The same good understanding between employer and employed does not, unfortunately, prevail in the principal coal works near Ayr; arising, I believe, from the force of circumstances, and not from any disinclination of the proprietors to consult the real interests of the men. Disputes and disturbances having been recent there, it is undesirable to enter upon the subject of the condition of the colliers in that district on the present occasion.

The manufacture of iron, which has hitherto existed only to a small extent in Ayrshire, is about to be carried on there on a large scale. Messrs. Merry and Cuningham, the proprietors of the Carnbroe works in Lanarkshire, are making preparations at Glengarnock, which will probably lead to the erection of nine furnaces. The Messrs. Baird, and the Messrs. Wilson, the two largest Lanarkshire iron-masters, have also lately taken leases of mineral property in Ayrshire.
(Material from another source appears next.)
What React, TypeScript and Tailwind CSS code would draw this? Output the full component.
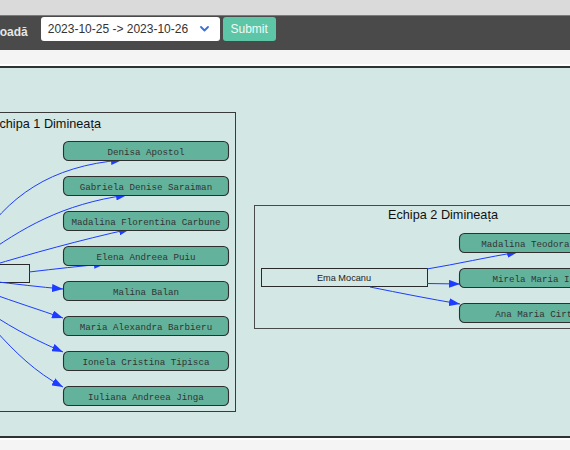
import React from 'react';

type Member = { name: string; top: number };

const team1: Member[] = [
  { name: 'Denisa Apostol', top: 141.5 },
  { name: 'Gabriela Denise Saraiman', top: 176.5 },
  { name: 'Madalina Florentina Carbune', top: 211.5 },
  { name: 'Elena Andreea Puiu', top: 246.5 },
  { name: 'Malina Balan', top: 281.5 },
  { name: 'Maria Alexandra Barbieru', top: 316.5 },
  { name: 'Ionela Cristina Tipisca', top: 351.5 },
  { name: 'Iuliana Andreea Jinga', top: 386.5 },
];

const team2: Member[] = [
  { name: 'Madalina Teodora Matei', top: 233.5 },
  { name: 'Mirela Maria Iancu', top: 268.5 },
  { name: 'Ana Maria Cirtina', top: 303.5 },
];

// edges from the leader node to each member (graphviz-ish splines)
const edges1 = [
  'M -25,247 C 8,196 50,166 122,160',
  'M -20,258 C 22,228 62,204 127,195',
  'M -10,266 C 30,254 80,240 130,229',
  'M 29,272 C 55,269 80,266 105,264',
  'M -10,281 C 15,284 40,287 63,289',
  'M -10,293 C 15,302 40,310 63,318',
  'M -10,313 C 15,330 40,342 63,352',
  'M -5,330 C 15,352 35,372 63,387',
];

const edges2 = [
  'M 427,269 C 457,264 488,257 518,252',
  'M 427,283.5 L 460,284',
  'M 370,287 C 400,293 430,299 460,304',
];

const BLUE = '#1d3cff';

function MemberNode({ x, m }: { x: number; m: Member }) {
  return (
    <g>
      <rect x={x} y={m.top} width={165} height={19} rx={5} fill="#63b29b" stroke="#2f2f2f" strokeWidth={1.1} />
      <text x={x + 82.5} y={m.top + 13} textAnchor="middle" fontSize={9.2} fill="#333" fontFamily="'Liberation Mono', monospace">
        {m.name}
      </text>
    </g>
  );
}

function TeamGraph() {
  return (
    <svg width={570} height={368} viewBox="0 68 570 368" className="block">
      <defs>
        <marker id="arrow" viewBox="0 0 11 8" refX="11" refY="4" markerWidth="11" markerHeight="8" markerUnits="userSpaceOnUse" orient="auto">
          <path d="M0,0 L11,4 L0,8 z" fill={BLUE} />
        </marker>
      </defs>

      {/* Echipa 1 */}
      <rect x={-143.5} y={112.5} width={379} height={299} fill="none" stroke="#3a3a3a" />
      <text x={46} y={128} textAnchor="middle" fontSize={12.7} fill="#111" fontFamily="'Liberation Sans', sans-serif">
        Echipa 1 Dimineața
      </text>
      <rect x={-140.5} y={264.5} width={170} height={18} fill="none" stroke="#2a2a2a" />
      {edges1.map((d, i) => (
        <path key={i} d={d} fill="none" stroke={BLUE} strokeWidth={1} markerEnd="url(#arrow)" />
      ))}
      {team1.map((m) => (
        <MemberNode key={m.name} x={63.5} m={m} />
      ))}

      {/* Echipa 2 */}
      <rect x={254.5} y={205.5} width={378} height={123} fill="none" stroke="#4a4a4a" />
      <text x={443} y={219} textAnchor="middle" fontSize={12.7} fill="#111" fontFamily="'Liberation Sans', sans-serif">
        Echipa 2 Dimineața
      </text>
      <rect x={261.5} y={268.5} width={166} height={18} fill="none" stroke="#2a2a2a" />
      <text x={344} y={281} textAnchor="middle" fontSize={9.2} fill="#222" fontFamily="'Liberation Sans', sans-serif">
        Ema Mocanu
      </text>
      {edges2.map((d, i) => (
        <path key={i} d={d} fill="none" stroke={BLUE} strokeWidth={1} markerEnd="url(#arrow)" />
      ))}
      {team2.map((m) => (
        <MemberNode key={m.name} x={459.5} m={m} />
      ))}
    </svg>
  );
}

export default function App() {
  return (
    <div className="h-[450px] w-[570px] overflow-hidden bg-[#f4f4f4] font-['Liberation_Sans',sans-serif]">
      <div className="h-[16px] border-b border-[#7a7a7a] bg-[#dadada]" />

      {/* filter bar */}
      <div className="flex h-[34px] items-start bg-[#4a4a4a] pt-px">
        <span className="ml-[-23px] mt-[6px] whitespace-nowrap text-[12px] font-bold text-[#e6e6e6]">Perioadă</span>
        <div className="ml-[13px] flex h-[24px] w-[179px] items-center justify-between rounded-[3px] bg-white pl-[7px] pr-[11px] text-[12px] text-[#333]">
          <span>2023-10-25 -&gt; 2023-10-26</span>
          <svg width="9" height="6" viewBox="0 0 9 6" fill="none">
            <path d="M1 1 L4.5 4.5 L8 1" stroke="#3a6fd6" strokeWidth="1.8" strokeLinecap="round" strokeLinejoin="round" />
          </svg>
        </div>
        <button className="ml-[3px] h-[24px] w-[53px] rounded-[3px] bg-[#5cc6a6] text-[12px] text-[#eefaf6]">
          Submit
        </button>
      </div>

      <div className="h-[16px] border-b-2 border-white bg-[#f4f4f4]" />

      <div className="border-y-2 border-[#2d3232] bg-[#d3e7e5]">
        <TeamGraph />
      </div>

      <div className="h-[2px] bg-white" />
    </div>
  );
}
It is earnestly to be hoped that in bringing together suddenly a large manufacturing population into these hitherto quiet and retired rural districts, the experience of the state of things in Lanarkshire will not be lost sight of; and that the difficulties and disorders that have taken root there, in consequence of the neglect, in the first instance, to consider the moral wants of a people, and the omission to guard against those circumstances which inevitably lead to their moral degradation, will operate as a solemn warning in the present instance. The houses now being built by Messrs. Merry and Cuningham are large and substantial, and conveniences are provided for which are elsewhere deficient. But they are open to the objection of being built in rows, facing each other; and too many are crowded together upon a small space. Nor have they any garden ground attached. Thus the worst features of a crowded town are transferred to the country; and as the future inhabitants will naturally be collected from all parts, without much attempt at selection, whatever of bad character, had habits, and bad example, may be imported, will be mixed up in close juxtaposition with the better materials, and tend to corrupt the whole. To decent well-conducted families of working men such close neighbourhood with persons of a contrary description is painful and injurious; and, in reference to the interests of their children, particularly so. Small and separate rows give opportunities for selection, and enable a proprietor to keep together the better part of those in his employ; an act of consideration for their well-being which would not be thrown away. Their example also would be preserved for the rest, instead of being lost, and almost inevitably deteriorated in the crowd. It is to be hoped that a school and a church will soon exert their powers to prevent the civilization of the people declining, in proportion to the increase of their numbers, and of the wealth which they are instrumental in producing.

I observed with great regret that among the first houses built at these works was "a store." I was informed that there was no intention of paying wages in truck, or of compelling the workpeople to deal, or of infringing in any manner the provisions of the Truck Act But the fairest possible management cannot do away with the objections to the principle of an employer keeping a store. It gives him an advantage in the market over those who refuse to make a profit out of the expenditure of their workmen's wages. It opens the door to unfair dealing with the workman in spite of the most upright intentions of the master. It is a constant source of complaint and ill-feeling. The assumed benefit to the wives and families of thoughtless and extravagant men is obtained at the cost of the above-named disadvantages. It is a source of profit unworthy of the position held by a large capitalist. In as far as it approaches the principle of paying wages in truck, it is forbidden by the law. By monopolizing the supply of the ordinary articles of consumption to large bodies of people, and thus closing the avenues to employing profitably, in small retail shops, the little savings of the more thrifty and industrious workmen, it checks the disposition to save; and in this manner, and by preventing other persons of small capital bringing their supplies to meet a demand, it obstructs the growth of the middle class precisely in those localities where its presence is most needed.